** start **
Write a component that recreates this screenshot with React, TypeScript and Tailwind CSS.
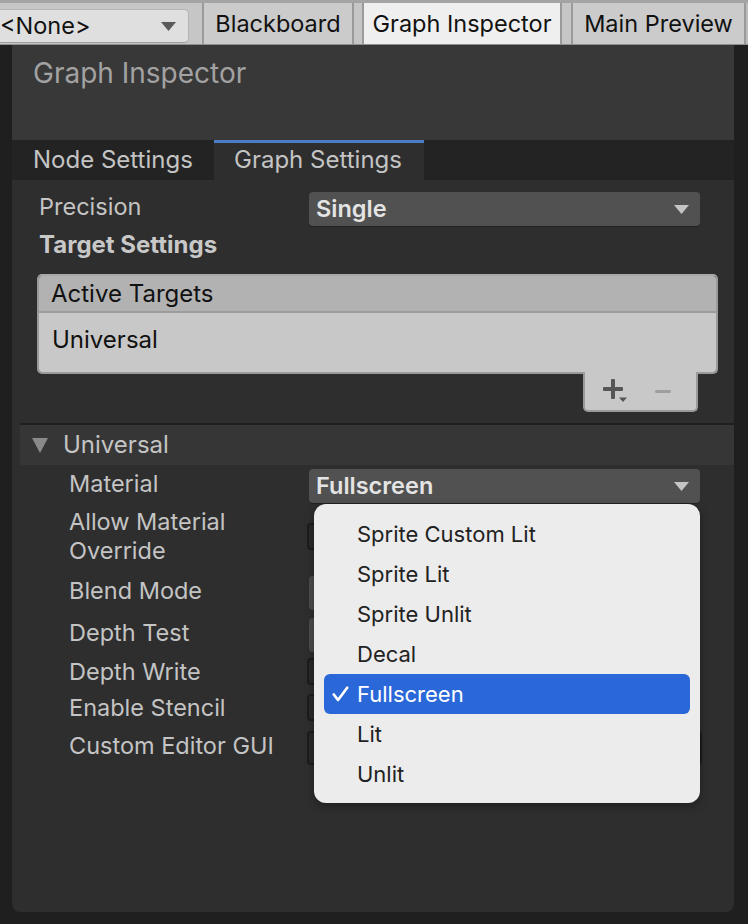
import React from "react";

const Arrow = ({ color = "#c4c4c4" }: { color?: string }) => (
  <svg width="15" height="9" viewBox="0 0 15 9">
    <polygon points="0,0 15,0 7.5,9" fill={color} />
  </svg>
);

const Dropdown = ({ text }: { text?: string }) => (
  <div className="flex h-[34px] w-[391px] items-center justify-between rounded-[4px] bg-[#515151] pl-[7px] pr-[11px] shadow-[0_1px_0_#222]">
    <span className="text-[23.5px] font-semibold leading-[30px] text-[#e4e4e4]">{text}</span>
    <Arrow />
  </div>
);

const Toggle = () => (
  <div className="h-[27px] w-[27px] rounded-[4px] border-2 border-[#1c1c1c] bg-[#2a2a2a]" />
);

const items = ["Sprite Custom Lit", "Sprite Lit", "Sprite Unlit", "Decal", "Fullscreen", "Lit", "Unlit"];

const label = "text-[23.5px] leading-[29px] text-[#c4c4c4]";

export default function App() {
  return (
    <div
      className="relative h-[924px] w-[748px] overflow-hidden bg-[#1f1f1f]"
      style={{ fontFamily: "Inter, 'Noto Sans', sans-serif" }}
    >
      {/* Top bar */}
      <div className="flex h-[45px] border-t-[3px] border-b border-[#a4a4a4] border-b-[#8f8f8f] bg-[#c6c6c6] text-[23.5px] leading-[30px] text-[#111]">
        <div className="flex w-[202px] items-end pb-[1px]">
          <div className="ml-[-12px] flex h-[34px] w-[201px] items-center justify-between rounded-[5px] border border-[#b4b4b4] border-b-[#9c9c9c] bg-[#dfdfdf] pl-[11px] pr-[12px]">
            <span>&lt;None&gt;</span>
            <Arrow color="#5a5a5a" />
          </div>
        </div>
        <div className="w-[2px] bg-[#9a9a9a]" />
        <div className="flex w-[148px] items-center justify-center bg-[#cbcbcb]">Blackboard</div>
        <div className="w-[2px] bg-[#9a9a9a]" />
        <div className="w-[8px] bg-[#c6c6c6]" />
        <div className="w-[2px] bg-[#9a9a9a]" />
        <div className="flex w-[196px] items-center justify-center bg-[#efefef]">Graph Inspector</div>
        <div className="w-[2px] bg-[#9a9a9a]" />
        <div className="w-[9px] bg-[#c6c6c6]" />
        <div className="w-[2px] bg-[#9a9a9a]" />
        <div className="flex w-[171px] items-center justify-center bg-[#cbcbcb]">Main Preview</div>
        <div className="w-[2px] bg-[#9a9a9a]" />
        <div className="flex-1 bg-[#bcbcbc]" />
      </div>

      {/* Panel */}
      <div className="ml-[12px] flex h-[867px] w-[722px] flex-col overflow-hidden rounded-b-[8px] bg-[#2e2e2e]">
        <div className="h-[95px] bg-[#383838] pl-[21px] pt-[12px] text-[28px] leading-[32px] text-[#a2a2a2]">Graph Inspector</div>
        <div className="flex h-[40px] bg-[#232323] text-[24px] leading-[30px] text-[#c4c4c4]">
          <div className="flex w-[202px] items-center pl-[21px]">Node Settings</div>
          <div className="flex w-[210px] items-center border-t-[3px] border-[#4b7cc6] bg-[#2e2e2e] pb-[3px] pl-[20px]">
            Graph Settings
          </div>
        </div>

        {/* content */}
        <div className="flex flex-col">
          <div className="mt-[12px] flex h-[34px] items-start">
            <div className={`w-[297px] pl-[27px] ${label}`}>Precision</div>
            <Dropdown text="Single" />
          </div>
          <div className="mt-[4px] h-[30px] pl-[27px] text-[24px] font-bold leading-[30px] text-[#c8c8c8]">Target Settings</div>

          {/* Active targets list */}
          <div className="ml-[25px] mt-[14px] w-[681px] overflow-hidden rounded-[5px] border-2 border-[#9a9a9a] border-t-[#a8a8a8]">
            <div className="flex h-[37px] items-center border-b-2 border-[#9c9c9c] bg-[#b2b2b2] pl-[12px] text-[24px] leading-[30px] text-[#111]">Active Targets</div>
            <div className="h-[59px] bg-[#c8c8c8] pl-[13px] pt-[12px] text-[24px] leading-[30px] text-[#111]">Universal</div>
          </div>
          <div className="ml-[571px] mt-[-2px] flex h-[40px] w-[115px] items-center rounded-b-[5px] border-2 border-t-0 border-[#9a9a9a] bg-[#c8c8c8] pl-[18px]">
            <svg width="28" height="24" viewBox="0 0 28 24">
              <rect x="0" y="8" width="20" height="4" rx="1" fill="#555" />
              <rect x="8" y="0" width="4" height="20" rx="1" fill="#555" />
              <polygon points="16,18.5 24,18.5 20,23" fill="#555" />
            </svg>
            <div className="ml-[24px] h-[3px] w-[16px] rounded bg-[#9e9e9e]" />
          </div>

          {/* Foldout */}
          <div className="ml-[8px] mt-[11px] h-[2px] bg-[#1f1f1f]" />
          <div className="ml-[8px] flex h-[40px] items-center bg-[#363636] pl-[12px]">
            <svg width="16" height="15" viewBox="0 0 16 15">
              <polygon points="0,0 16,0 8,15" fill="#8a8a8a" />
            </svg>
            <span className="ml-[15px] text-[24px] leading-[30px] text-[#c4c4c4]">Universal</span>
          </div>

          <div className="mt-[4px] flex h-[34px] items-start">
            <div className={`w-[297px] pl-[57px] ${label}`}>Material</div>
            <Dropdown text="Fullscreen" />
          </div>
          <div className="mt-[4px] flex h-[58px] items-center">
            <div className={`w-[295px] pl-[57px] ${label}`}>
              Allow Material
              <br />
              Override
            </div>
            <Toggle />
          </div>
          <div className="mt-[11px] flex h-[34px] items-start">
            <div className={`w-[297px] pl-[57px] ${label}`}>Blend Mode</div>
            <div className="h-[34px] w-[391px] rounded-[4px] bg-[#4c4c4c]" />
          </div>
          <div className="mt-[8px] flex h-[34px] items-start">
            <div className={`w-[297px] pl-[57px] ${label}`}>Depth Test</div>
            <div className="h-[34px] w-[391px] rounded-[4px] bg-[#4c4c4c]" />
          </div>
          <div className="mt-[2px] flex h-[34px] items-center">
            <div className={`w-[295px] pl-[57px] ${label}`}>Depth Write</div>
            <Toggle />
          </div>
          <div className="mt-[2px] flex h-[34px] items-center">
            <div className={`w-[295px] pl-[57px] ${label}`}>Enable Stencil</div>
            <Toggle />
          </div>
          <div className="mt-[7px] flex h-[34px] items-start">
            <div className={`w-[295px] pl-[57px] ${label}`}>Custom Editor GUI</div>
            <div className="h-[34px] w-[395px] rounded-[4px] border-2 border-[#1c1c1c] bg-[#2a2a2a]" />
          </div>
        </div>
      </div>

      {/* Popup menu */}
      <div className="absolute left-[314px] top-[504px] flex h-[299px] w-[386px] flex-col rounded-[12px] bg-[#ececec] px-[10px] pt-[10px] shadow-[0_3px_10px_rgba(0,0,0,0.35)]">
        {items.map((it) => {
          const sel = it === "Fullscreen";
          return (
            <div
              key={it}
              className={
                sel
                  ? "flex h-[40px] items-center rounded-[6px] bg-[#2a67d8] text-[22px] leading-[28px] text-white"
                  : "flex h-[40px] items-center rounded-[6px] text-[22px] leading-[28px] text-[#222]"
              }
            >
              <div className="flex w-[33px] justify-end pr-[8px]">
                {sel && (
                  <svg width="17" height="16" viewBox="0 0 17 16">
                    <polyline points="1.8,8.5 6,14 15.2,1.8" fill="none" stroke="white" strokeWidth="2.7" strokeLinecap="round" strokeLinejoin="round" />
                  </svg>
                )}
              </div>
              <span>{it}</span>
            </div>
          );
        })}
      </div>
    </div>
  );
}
** end **
__Exercise__. Repeat the listing verbatim. Skip the pictures.

__Solution for this task__.
Write a component that recreates this screenshot with React, TypeScript and Tailwind CSS.
import React from "react";

const Arrow = ({ color = "#c4c4c4" }: { color?: string }) => (
  <svg width="15" height="9" viewBox="0 0 15 9">
    <polygon points="0,0 15,0 7.5,9" fill={color} />
  </svg>
);

const Dropdown = ({ text }: { text?: string }) => (
  <div className="flex h-[34px] w-[391px] items-center justify-between rounded-[4px] bg-[#515151] pl-[7px] pr-[11px] shadow-[0_1px_0_#222]">
    <span className="text-[23.5px] font-semibold leading-[30px] text-[#e4e4e4]">{text}</span>
    <Arrow />
  </div>
);

const Toggle = () => (
  <div className="h-[27px] w-[27px] rounded-[4px] border-2 border-[#1c1c1c] bg-[#2a2a2a]" />
);

const items = ["Sprite Custom Lit", "Sprite Lit", "Sprite Unlit", "Decal", "Fullscreen", "Lit", "Unlit"];

const label = "text-[23.5px] leading-[29px] text-[#c4c4c4]";

export default function App() {
  return (
    <div
      className="relative h-[924px] w-[748px] overflow-hidden bg-[#1f1f1f]"
      style={{ fontFamily: "Inter, 'Noto Sans', sans-serif" }}
    >
      {/* Top bar */}
      <div className="flex h-[45px] border-t-[3px] border-b border-[#a4a4a4] border-b-[#8f8f8f] bg-[#c6c6c6] text-[23.5px] leading-[30px] text-[#111]">
        <div className="flex w-[202px] items-end pb-[1px]">
          <div className="ml-[-12px] flex h-[34px] w-[201px] items-center justify-between rounded-[5px] border border-[#b4b4b4] border-b-[#9c9c9c] bg-[#dfdfdf] pl-[11px] pr-[12px]">
            <span>&lt;None&gt;</span>
            <Arrow color="#5a5a5a" />
          </div>
        </div>
        <div className="w-[2px] bg-[#9a9a9a]" />
        <div className="flex w-[148px] items-center justify-center bg-[#cbcbcb]">Blackboard</div>
        <div className="w-[2px] bg-[#9a9a9a]" />
        <div className="w-[8px] bg-[#c6c6c6]" />
        <div className="w-[2px] bg-[#9a9a9a]" />
        <div className="flex w-[196px] items-center justify-center bg-[#efefef]">Graph Inspector</div>
        <div className="w-[2px] bg-[#9a9a9a]" />
        <div className="w-[9px] bg-[#c6c6c6]" />
        <div className="w-[2px] bg-[#9a9a9a]" />
        <div className="flex w-[171px] items-center justify-center bg-[#cbcbcb]">Main Preview</div>
        <div className="w-[2px] bg-[#9a9a9a]" />
        <div className="flex-1 bg-[#bcbcbc]" />
      </div>

      {/* Panel */}
      <div className="ml-[12px] flex h-[867px] w-[722px] flex-col overflow-hidden rounded-b-[8px] bg-[#2e2e2e]">
        <div className="h-[95px] bg-[#383838] pl-[21px] pt-[12px] text-[28px] leading-[32px] text-[#a2a2a2]">Graph Inspector</div>
        <div className="flex h-[40px] bg-[#232323] text-[24px] leading-[30px] text-[#c4c4c4]">
          <div className="flex w-[202px] items-center pl-[21px]">Node Settings</div>
          <div className="flex w-[210px] items-center border-t-[3px] border-[#4b7cc6] bg-[#2e2e2e] pb-[3px] pl-[20px]">
            Graph Settings
          </div>
        </div>

        {/* content */}
        <div className="flex flex-col">
          <div className="mt-[12px] flex h-[34px] items-start">
            <div className={`w-[297px] pl-[27px] ${label}`}>Precision</div>
            <Dropdown text="Single" />
          </div>
          <div className="mt-[4px] h-[30px] pl-[27px] text-[24px] font-bold leading-[30px] text-[#c8c8c8]">Target Settings</div>

          {/* Active targets list */}
          <div className="ml-[25px] mt-[14px] w-[681px] overflow-hidden rounded-[5px] border-2 border-[#9a9a9a] border-t-[#a8a8a8]">
            <div className="flex h-[37px] items-center border-b-2 border-[#9c9c9c] bg-[#b2b2b2] pl-[12px] text-[24px] leading-[30px] text-[#111]">Active Targets</div>
            <div className="h-[59px] bg-[#c8c8c8] pl-[13px] pt-[12px] text-[24px] leading-[30px] text-[#111]">Universal</div>
          </div>
          <div className="ml-[571px] mt-[-2px] flex h-[40px] w-[115px] items-center rounded-b-[5px] border-2 border-t-0 border-[#9a9a9a] bg-[#c8c8c8] pl-[18px]">
            <svg width="28" height="24" viewBox="0 0 28 24">
              <rect x="0" y="8" width="20" height="4" rx="1" fill="#555" />
              <rect x="8" y="0" width="4" height="20" rx="1" fill="#555" />
              <polygon points="16,18.5 24,18.5 20,23" fill="#555" />
            </svg>
            <div className="ml-[24px] h-[3px] w-[16px] rounded bg-[#9e9e9e]" />
          </div>

          {/* Foldout */}
          <div className="ml-[8px] mt-[11px] h-[2px] bg-[#1f1f1f]" />
          <div className="ml-[8px] flex h-[40px] items-center bg-[#363636] pl-[12px]">
            <svg width="16" height="15" viewBox="0 0 16 15">
              <polygon points="0,0 16,0 8,15" fill="#8a8a8a" />
            </svg>
            <span className="ml-[15px] text-[24px] leading-[30px] text-[#c4c4c4]">Universal</span>
          </div>

          <div className="mt-[4px] flex h-[34px] items-start">
            <div className={`w-[297px] pl-[57px] ${label}`}>Material</div>
            <Dropdown text="Fullscreen" />
          </div>
          <div className="mt-[4px] flex h-[58px] items-center">
            <div className={`w-[295px] pl-[57px] ${label}`}>
              Allow Material
              <br />
              Override
            </div>
            <Toggle />
          </div>
          <div className="mt-[11px] flex h-[34px] items-start">
            <div className={`w-[297px] pl-[57px] ${label}`}>Blend Mode</div>
            <div className="h-[34px] w-[391px] rounded-[4px] bg-[#4c4c4c]" />
          </div>
          <div className="mt-[8px] flex h-[34px] items-start">
            <div className={`w-[297px] pl-[57px] ${label}`}>Depth Test</div>
            <div className="h-[34px] w-[391px] rounded-[4px] bg-[#4c4c4c]" />
          </div>
          <div className="mt-[2px] flex h-[34px] items-center">
            <div className={`w-[295px] pl-[57px] ${label}`}>Depth Write</div>
            <Toggle />
          </div>
          <div className="mt-[2px] flex h-[34px] items-center">
            <div className={`w-[295px] pl-[57px] ${label}`}>Enable Stencil</div>
            <Toggle />
          </div>
          <div className="mt-[7px] flex h-[34px] items-start">
            <div className={`w-[295px] pl-[57px] ${label}`}>Custom Editor GUI</div>
            <div className="h-[34px] w-[395px] rounded-[4px] border-2 border-[#1c1c1c] bg-[#2a2a2a]" />
          </div>
        </div>
      </div>

      {/* Popup menu */}
      <div className="absolute left-[314px] top-[504px] flex h-[299px] w-[386px] flex-col rounded-[12px] bg-[#ececec] px-[10px] pt-[10px] shadow-[0_3px_10px_rgba(0,0,0,0.35)]">
        {items.map((it) => {
          const sel = it === "Fullscreen";
          return (
            <div
              key={it}
              className={
                sel
                  ? "flex h-[40px] items-center rounded-[6px] bg-[#2a67d8] text-[22px] leading-[28px] text-white"
                  : "flex h-[40px] items-center rounded-[6px] text-[22px] leading-[28px] text-[#222]"
              }
            >
              <div className="flex w-[33px] justify-end pr-[8px]">
                {sel && (
                  <svg width="17" height="16" viewBox="0 0 17 16">
                    <polyline points="1.8,8.5 6,14 15.2,1.8" fill="none" stroke="white" strokeWidth="2.7" strokeLinecap="round" strokeLinejoin="round" />
                  </svg>
                )}
              </div>
              <span>{it}</span>
            </div>
          );
        })}
      </div>
    </div>
  );
}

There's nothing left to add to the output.